The village originally had five terraces of small stone built houses on one side and several more substantial 19th century houes on the other. Of these, one of the terraces remains and is lived in while another terrace and a half survive roofless. Also surviving is an interesting cast iron church. Recent bungalows continue the line of the original terraces and fills the gap between the ruined buildings.

Although relatively small, these house were well finished and rendered and had ornate windows frames to the front. The remains of these frames can be seem in the ruined terraces. Like a similar but larger village at Mullan in the north of the county, the river runs behind the terraces, presumably to allow refuse to be taken away by it.

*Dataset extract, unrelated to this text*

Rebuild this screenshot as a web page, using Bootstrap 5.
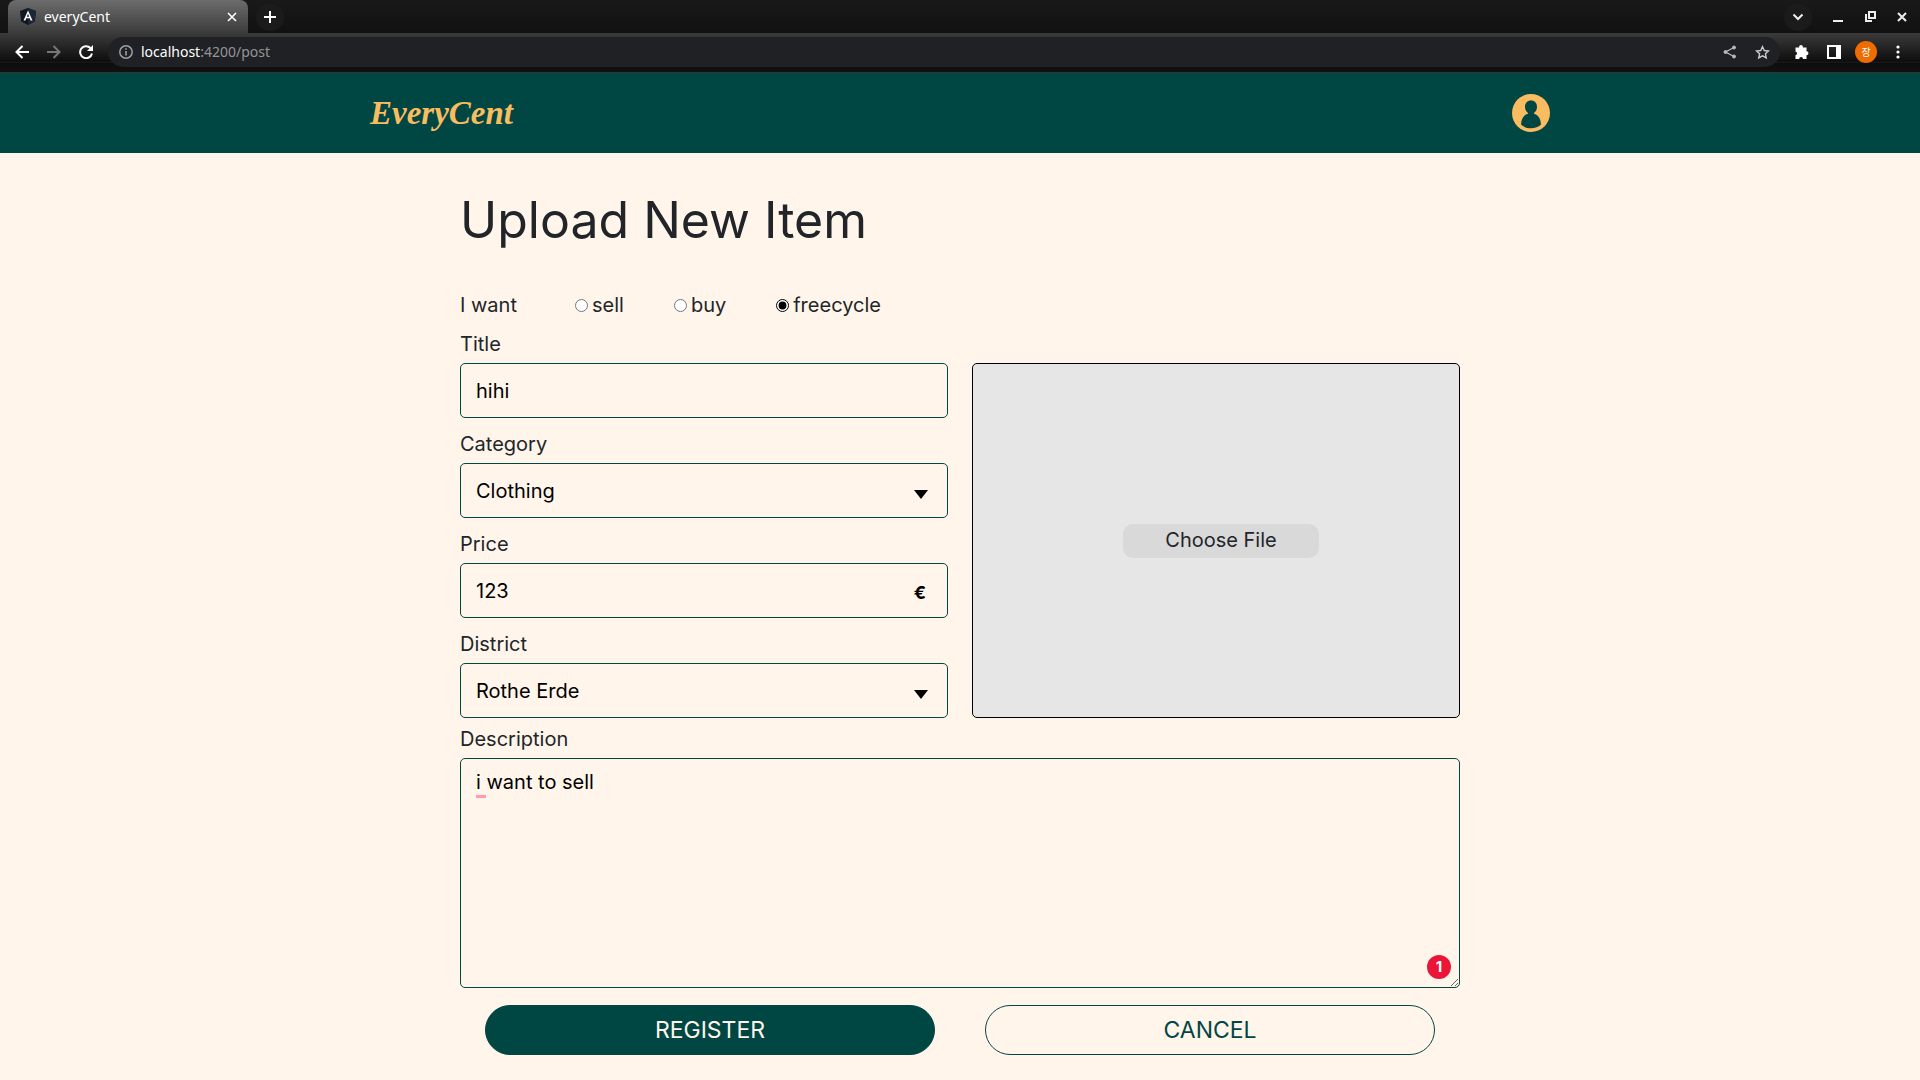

Sites across the road is a larger victorian house and several gate lodges which presumably led to the mill owners residence. Unlike Mullan which operated well into this century, Laragh ceased operations early in this century and little remains of the industrial nature of its past.

The most interesting feature of Laragh is the 19th century church for the Church of Ireland. It is said that it was brought back to Laragh by the mill owner and his wife from their honeymoon in Switzerland where she saw and fell in love with it. Designed in a swiss-gothic hybrid style, the church is contructed entirely out of corrugated iron and sites in a small narrow wooded valley alongside the river.

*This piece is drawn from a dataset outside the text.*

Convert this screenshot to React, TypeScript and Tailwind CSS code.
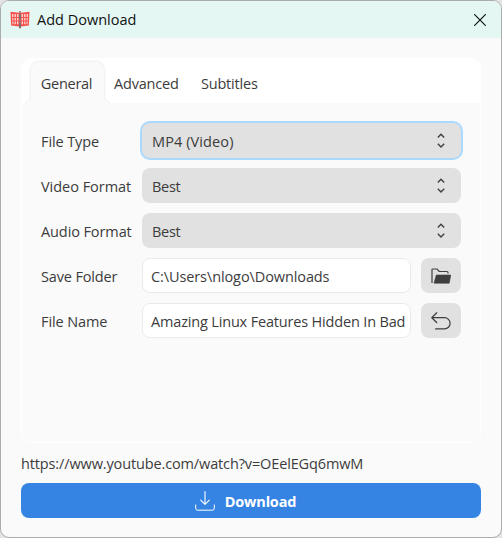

The spire of the church is very ornate and in three stages and cuts an incongruous outline in county Monaghan. In comparison to the grim earnestness and solidity of other churchs in villages in the county, this has a picturesque fragility and frivolity not usually found in small industrial villages and must have astounded the locals when originally constructed and brightly painted. One of the more interesting questions that comes to mind, is what was it like attending a service during a heavy rain storm?

The landscaping around the church is designed to imitate and suggest a small mountain glade with rocky outcrops around the church. To ensure that no regular edges exist other than the chapel itself, rocks and stones have been built around the chapel in mounds to create crevices and and irregular outline to the raised platform on which the church sits. Even the gateway has received this treatment to ensure the victory of the picturesque over practicality in this little outpost of the Industrial age.

The church was de-consecrated in 1962.